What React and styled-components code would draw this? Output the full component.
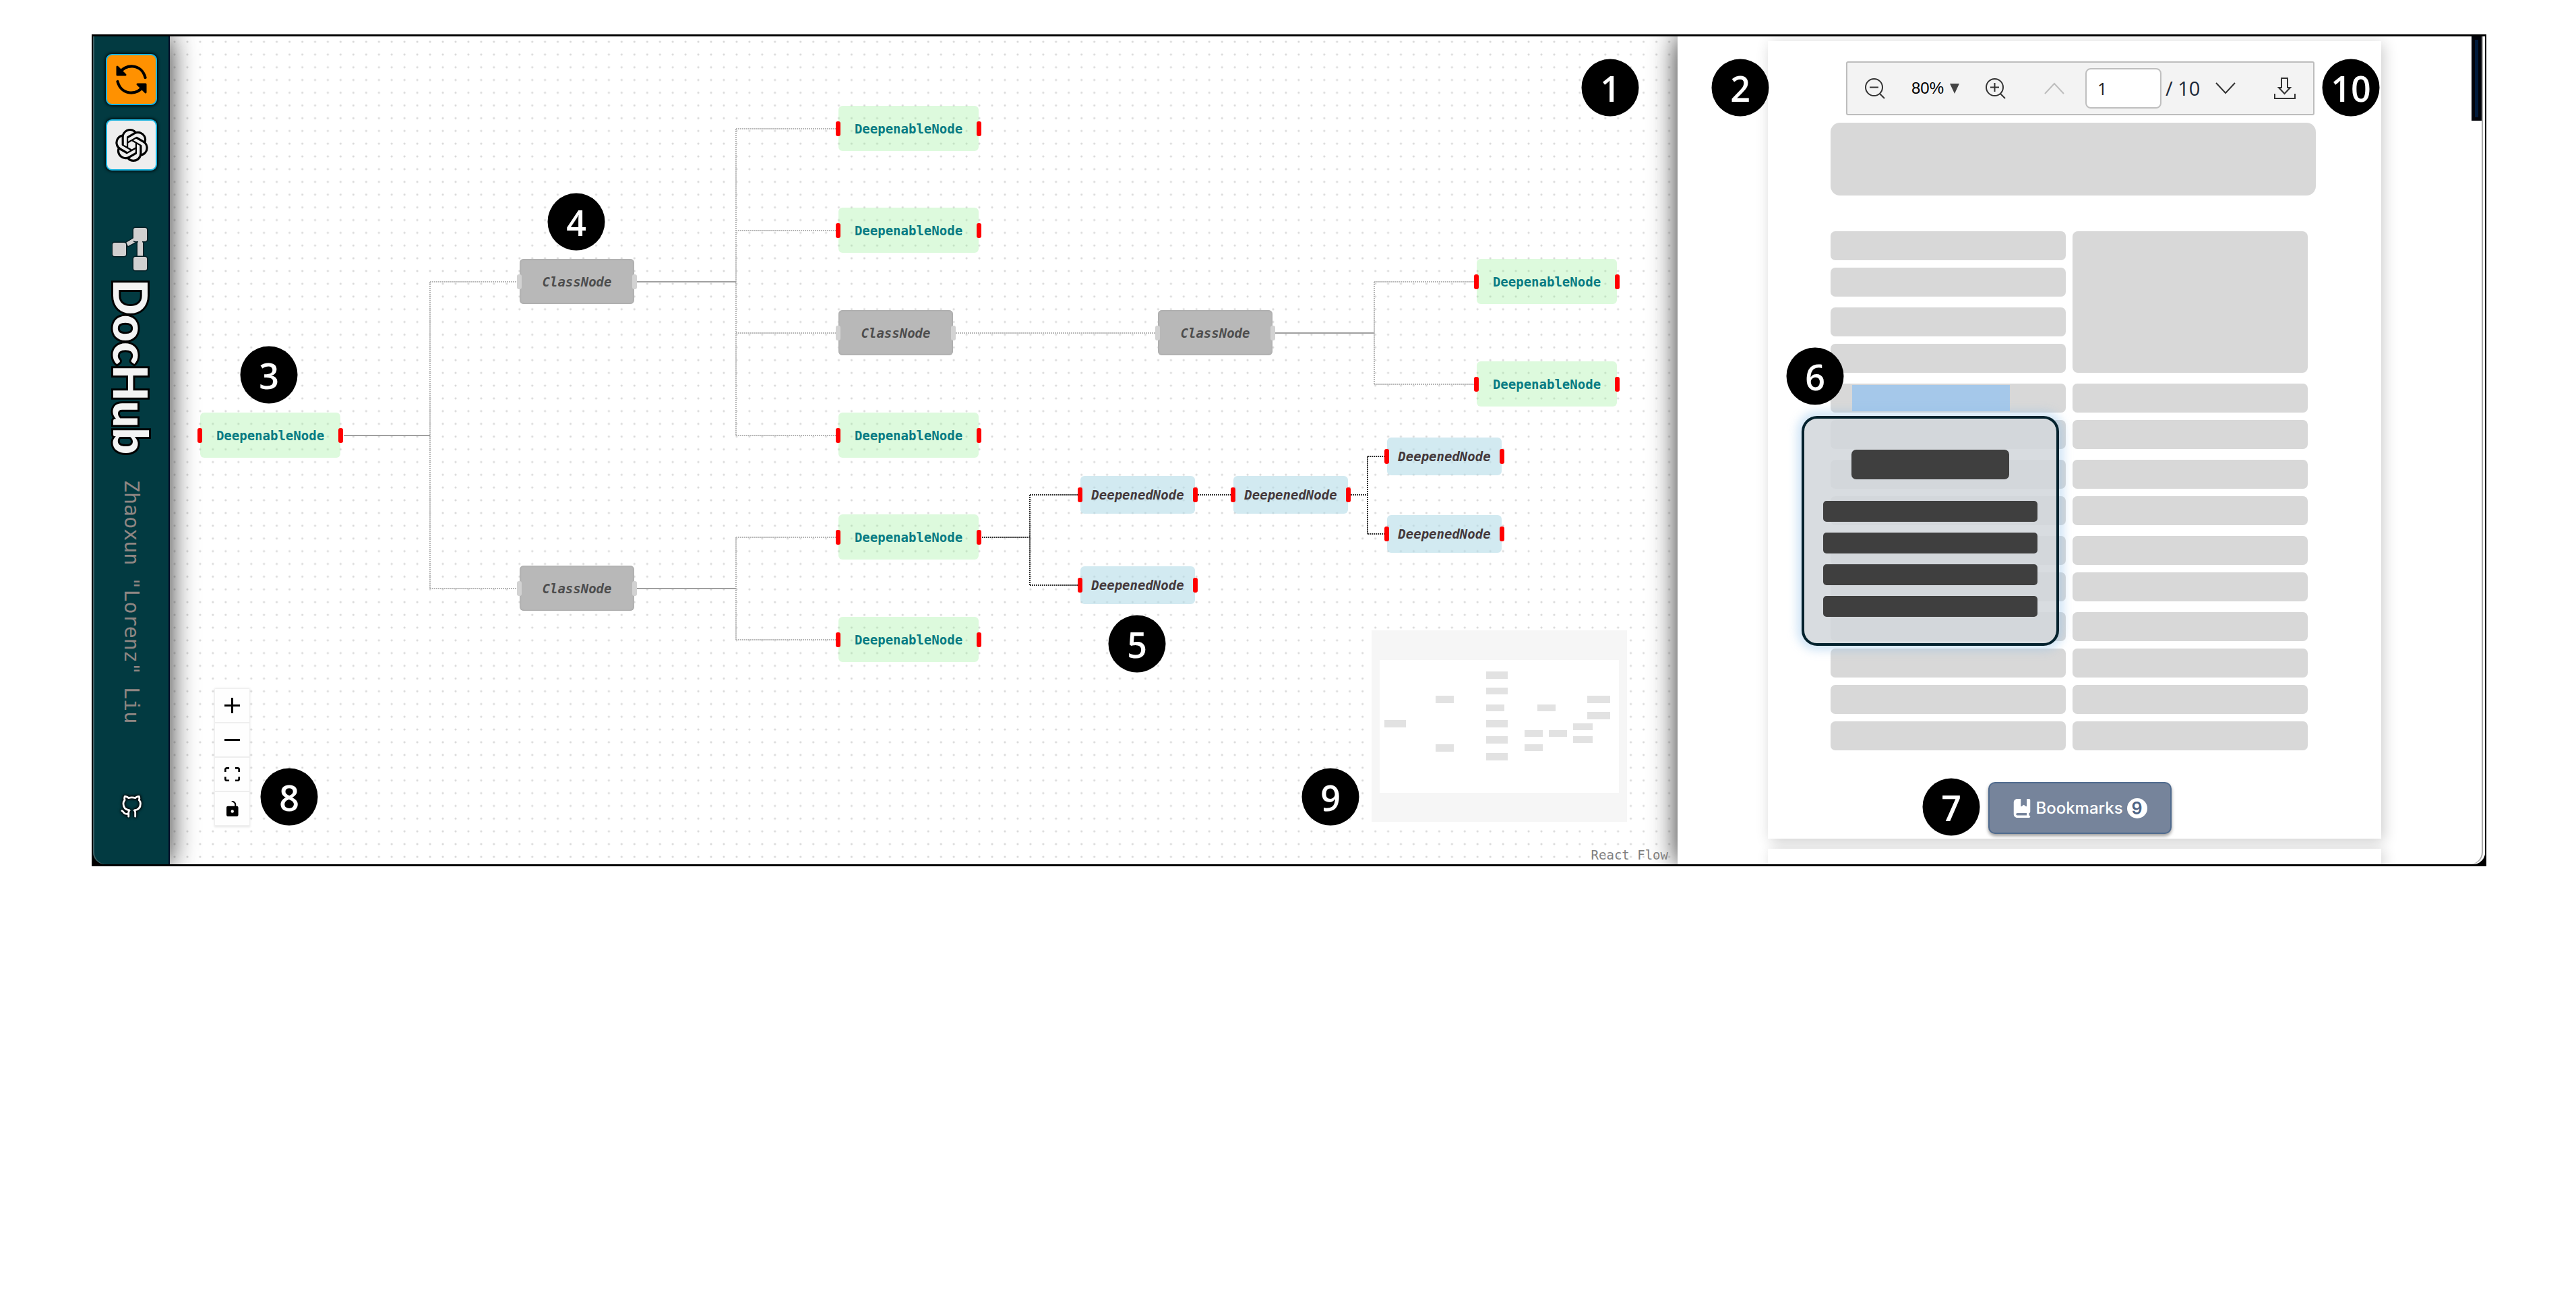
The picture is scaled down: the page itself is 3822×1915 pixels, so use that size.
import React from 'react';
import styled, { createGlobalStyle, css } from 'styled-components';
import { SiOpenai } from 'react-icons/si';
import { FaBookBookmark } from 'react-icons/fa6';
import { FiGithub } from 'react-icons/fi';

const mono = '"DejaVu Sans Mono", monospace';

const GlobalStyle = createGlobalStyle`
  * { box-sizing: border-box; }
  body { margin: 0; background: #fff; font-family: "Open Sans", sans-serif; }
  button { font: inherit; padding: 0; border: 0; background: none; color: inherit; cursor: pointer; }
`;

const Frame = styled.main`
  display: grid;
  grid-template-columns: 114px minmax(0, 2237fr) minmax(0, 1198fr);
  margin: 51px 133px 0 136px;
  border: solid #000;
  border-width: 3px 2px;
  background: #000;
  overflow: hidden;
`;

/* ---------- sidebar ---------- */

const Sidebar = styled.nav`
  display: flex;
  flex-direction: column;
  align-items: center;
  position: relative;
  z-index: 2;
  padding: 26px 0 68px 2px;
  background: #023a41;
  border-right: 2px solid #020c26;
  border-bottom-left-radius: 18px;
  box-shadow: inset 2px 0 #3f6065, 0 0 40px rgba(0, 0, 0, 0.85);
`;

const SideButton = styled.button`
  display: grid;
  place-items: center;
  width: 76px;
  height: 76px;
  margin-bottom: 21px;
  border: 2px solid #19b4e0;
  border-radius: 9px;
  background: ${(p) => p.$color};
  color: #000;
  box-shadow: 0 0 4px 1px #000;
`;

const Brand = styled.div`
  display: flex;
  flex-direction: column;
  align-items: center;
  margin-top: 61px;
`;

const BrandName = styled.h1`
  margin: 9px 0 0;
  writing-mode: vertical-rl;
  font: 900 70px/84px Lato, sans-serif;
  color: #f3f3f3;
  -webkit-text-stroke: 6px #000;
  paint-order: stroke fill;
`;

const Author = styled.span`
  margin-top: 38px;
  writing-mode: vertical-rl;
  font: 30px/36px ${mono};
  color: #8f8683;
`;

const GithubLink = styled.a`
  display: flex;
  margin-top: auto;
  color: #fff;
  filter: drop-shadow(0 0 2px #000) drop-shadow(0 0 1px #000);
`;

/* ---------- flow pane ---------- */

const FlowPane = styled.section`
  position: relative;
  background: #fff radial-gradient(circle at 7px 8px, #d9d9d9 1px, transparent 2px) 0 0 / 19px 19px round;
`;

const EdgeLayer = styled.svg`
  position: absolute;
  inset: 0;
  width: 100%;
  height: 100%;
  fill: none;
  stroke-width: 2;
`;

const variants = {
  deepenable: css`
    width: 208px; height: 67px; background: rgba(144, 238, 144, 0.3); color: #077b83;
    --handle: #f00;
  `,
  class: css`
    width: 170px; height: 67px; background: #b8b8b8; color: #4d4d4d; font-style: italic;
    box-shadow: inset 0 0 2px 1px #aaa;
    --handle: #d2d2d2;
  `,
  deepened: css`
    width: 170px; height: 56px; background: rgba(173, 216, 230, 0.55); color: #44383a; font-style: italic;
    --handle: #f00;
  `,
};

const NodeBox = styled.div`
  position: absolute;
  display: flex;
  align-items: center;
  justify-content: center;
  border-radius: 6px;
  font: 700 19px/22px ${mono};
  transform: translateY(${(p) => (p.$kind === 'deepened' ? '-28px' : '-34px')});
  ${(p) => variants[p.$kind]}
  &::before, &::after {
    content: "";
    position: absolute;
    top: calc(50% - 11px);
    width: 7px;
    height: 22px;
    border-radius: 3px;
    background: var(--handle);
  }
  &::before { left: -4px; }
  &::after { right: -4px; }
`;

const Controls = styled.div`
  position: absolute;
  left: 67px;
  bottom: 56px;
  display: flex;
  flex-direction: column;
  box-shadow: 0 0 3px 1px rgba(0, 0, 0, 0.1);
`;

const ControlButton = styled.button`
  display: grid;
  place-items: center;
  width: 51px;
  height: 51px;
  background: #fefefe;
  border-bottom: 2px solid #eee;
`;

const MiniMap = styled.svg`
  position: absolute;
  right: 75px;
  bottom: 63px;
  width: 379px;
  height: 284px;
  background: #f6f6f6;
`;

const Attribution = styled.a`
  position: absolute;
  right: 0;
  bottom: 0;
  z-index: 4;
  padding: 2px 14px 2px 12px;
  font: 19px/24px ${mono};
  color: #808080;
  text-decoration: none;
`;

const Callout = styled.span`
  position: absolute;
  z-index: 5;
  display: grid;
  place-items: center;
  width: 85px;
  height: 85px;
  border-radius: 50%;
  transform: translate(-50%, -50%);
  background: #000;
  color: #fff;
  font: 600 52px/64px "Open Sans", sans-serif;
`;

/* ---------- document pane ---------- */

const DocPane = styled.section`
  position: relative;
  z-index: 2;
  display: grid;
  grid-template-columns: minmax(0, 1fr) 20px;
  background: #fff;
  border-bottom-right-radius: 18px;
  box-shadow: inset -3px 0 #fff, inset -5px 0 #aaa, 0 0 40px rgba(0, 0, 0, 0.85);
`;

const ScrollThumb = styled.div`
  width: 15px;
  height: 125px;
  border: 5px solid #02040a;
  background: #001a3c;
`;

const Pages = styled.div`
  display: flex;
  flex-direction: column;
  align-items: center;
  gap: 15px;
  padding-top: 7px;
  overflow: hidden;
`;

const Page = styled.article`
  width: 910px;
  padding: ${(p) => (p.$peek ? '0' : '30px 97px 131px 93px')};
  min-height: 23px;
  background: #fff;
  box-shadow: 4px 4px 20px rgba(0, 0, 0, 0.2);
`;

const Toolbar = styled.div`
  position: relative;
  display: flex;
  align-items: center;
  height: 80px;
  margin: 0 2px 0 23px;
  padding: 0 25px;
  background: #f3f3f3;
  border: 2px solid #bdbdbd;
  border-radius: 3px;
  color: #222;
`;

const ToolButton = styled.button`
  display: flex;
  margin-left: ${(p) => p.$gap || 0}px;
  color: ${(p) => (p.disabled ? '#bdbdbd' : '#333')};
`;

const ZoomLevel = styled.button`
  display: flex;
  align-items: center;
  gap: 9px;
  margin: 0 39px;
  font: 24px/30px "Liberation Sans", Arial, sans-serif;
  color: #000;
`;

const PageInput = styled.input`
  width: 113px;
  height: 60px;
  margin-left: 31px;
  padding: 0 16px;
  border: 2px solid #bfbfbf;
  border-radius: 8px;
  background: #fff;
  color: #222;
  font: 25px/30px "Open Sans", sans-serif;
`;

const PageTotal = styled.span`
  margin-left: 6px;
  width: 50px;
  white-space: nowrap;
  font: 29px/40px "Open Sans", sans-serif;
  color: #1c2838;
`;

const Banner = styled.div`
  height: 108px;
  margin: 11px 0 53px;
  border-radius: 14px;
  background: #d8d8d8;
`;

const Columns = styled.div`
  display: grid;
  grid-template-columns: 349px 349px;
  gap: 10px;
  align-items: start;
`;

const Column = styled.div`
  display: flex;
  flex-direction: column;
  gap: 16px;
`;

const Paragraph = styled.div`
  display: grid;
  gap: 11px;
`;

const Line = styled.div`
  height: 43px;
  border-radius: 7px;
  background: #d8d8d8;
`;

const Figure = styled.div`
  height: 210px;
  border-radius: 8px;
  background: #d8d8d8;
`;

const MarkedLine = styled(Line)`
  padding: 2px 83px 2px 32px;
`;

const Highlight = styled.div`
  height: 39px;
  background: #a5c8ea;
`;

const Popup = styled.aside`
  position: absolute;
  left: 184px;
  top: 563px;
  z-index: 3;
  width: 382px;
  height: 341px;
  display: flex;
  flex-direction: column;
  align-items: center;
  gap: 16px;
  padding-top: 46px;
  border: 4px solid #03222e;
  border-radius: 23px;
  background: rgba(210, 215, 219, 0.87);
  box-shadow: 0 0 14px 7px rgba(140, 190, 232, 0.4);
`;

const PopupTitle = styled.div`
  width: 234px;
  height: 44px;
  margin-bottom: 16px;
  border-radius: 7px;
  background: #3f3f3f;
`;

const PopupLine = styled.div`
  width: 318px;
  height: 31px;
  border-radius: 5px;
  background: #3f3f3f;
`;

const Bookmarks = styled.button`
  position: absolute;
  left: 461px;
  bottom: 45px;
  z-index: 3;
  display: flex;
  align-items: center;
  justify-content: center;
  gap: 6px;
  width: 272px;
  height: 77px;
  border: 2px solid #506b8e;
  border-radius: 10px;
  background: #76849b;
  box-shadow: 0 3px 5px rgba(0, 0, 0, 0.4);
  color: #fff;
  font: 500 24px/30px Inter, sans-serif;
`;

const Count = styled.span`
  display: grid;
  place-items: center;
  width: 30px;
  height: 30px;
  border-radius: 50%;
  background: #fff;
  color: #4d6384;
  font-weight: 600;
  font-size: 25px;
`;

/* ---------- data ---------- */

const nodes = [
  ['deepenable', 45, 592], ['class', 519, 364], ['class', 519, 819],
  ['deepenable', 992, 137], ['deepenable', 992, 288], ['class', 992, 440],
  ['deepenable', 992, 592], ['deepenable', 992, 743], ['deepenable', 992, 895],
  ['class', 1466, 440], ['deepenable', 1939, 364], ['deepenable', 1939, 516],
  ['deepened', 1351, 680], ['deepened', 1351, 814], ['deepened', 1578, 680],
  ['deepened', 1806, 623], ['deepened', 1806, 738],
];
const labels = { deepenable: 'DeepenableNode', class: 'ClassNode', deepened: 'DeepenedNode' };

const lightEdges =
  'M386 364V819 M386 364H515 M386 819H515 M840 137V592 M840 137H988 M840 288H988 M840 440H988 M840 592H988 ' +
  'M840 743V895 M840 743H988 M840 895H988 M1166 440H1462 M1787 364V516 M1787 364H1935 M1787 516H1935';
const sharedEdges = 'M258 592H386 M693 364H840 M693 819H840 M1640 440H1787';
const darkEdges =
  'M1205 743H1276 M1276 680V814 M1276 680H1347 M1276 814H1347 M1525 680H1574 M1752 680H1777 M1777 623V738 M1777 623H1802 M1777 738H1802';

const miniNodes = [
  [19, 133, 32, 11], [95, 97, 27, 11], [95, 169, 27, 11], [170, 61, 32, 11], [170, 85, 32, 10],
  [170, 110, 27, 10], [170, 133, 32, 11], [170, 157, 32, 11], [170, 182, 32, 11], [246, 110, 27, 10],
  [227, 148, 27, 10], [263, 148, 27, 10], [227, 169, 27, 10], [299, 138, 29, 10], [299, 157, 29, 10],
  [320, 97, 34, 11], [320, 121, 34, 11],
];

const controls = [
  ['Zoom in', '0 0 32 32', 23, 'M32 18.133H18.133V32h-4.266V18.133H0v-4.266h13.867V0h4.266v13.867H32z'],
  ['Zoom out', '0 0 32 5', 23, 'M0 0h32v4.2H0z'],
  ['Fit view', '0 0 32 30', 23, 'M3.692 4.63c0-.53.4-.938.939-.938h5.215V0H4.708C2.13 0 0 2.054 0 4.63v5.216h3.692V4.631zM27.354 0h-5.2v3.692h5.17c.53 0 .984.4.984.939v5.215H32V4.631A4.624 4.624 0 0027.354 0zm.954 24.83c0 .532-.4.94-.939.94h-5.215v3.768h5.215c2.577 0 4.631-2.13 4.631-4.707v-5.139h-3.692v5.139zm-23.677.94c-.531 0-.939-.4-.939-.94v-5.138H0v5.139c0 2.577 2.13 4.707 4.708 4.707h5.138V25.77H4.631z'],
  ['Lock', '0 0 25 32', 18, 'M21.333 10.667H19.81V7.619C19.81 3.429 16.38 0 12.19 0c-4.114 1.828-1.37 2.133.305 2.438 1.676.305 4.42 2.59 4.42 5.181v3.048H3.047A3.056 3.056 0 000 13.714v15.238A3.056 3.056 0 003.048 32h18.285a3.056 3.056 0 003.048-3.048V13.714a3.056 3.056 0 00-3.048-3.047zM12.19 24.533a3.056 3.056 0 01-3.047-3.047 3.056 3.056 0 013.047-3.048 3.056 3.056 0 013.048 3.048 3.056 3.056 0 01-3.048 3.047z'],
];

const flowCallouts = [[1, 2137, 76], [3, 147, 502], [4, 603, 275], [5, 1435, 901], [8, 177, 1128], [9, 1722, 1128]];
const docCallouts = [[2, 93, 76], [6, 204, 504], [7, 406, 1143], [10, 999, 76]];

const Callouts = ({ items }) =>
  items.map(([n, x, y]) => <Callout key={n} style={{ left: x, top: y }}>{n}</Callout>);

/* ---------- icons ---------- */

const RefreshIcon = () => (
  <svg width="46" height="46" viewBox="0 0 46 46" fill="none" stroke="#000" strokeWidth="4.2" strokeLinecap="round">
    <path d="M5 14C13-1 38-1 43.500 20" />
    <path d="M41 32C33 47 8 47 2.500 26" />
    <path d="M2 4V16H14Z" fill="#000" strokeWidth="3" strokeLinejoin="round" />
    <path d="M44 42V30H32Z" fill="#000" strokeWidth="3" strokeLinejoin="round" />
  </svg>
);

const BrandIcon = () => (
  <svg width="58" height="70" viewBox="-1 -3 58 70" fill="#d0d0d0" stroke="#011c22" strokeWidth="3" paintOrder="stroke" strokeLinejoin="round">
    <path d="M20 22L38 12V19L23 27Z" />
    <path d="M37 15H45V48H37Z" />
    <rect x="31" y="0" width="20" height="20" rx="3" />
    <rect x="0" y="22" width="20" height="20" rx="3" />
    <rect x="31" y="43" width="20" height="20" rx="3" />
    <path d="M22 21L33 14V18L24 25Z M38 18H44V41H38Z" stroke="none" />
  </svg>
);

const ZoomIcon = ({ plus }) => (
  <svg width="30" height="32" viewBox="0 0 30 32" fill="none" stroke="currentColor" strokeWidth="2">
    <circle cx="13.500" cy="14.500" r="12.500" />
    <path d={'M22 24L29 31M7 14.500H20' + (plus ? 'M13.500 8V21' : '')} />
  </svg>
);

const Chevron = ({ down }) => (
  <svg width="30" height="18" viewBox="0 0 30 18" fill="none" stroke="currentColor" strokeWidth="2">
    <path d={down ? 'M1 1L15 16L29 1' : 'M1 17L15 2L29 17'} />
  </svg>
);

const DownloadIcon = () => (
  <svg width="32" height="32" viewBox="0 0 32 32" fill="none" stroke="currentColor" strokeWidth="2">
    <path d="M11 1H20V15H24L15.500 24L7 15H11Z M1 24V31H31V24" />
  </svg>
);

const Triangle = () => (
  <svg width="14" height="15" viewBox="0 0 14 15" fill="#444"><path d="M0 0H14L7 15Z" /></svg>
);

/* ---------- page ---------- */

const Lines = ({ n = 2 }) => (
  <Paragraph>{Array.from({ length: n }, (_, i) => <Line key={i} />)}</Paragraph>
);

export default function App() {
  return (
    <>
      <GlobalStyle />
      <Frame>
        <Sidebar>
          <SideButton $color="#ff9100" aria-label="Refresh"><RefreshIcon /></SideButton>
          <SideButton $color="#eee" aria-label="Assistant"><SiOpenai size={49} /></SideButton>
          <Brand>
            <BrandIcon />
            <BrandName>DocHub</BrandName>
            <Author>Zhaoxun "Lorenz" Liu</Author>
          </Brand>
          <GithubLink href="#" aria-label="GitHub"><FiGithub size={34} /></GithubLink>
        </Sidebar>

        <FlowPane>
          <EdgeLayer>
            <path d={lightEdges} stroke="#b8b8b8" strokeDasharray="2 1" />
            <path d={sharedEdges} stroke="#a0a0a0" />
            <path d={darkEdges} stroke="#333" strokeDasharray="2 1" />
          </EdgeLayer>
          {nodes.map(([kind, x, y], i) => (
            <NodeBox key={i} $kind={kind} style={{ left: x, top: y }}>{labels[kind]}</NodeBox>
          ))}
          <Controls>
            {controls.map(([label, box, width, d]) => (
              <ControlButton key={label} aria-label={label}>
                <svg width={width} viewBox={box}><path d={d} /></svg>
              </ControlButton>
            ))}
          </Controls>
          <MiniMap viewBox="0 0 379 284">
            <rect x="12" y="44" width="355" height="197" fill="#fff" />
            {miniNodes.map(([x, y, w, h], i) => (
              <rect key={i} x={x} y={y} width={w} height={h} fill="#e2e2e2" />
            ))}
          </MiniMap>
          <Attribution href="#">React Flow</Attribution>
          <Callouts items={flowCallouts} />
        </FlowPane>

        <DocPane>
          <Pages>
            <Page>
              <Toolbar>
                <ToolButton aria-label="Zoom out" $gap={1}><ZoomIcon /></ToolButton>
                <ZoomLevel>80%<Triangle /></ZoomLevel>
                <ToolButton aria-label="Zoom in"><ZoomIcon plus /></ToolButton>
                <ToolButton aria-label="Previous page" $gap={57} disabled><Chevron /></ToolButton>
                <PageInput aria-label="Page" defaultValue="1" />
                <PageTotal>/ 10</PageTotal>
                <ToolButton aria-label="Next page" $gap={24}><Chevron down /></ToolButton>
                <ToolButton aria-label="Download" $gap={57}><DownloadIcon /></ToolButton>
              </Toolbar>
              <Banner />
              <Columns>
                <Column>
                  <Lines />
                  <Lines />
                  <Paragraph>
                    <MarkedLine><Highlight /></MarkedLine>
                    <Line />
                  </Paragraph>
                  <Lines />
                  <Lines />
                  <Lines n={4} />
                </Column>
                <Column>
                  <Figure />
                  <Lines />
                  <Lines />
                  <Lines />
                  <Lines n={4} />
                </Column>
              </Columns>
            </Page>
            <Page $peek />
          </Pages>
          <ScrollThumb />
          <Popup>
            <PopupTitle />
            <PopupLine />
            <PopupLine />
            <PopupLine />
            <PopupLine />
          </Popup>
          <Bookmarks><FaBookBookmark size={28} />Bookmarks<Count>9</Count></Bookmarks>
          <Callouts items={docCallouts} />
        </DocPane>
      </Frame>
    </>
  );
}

---

Exercise description:
Everything from the first line to the line with "sidebar ---------- */" must be repeated exactly, and nothing else. Leave the pictures out.

Written solution:
What React and styled-components code would draw this? Output the full component.
The picture is scaled down: the page itself is 3822×1915 pixels, so use that size.
import React from 'react';
import styled, { createGlobalStyle, css } from 'styled-components';
import { SiOpenai } from 'react-icons/si';
import { FaBookBookmark } from 'react-icons/fa6';
import { FiGithub } from 'react-icons/fi';

const mono = '"DejaVu Sans Mono", monospace';

const GlobalStyle = createGlobalStyle`
  * { box-sizing: border-box; }
  body { margin: 0; background: #fff; font-family: "Open Sans", sans-serif; }
  button { font: inherit; padding: 0; border: 0; background: none; color: inherit; cursor: pointer; }
`;

const Frame = styled.main`
  display: grid;
  grid-template-columns: 114px minmax(0, 2237fr) minmax(0, 1198fr);
  margin: 51px 133px 0 136px;
  border: solid #000;
  border-width: 3px 2px;
  background: #000;
  overflow: hidden;
`;

/* ---------- sidebar ---------- */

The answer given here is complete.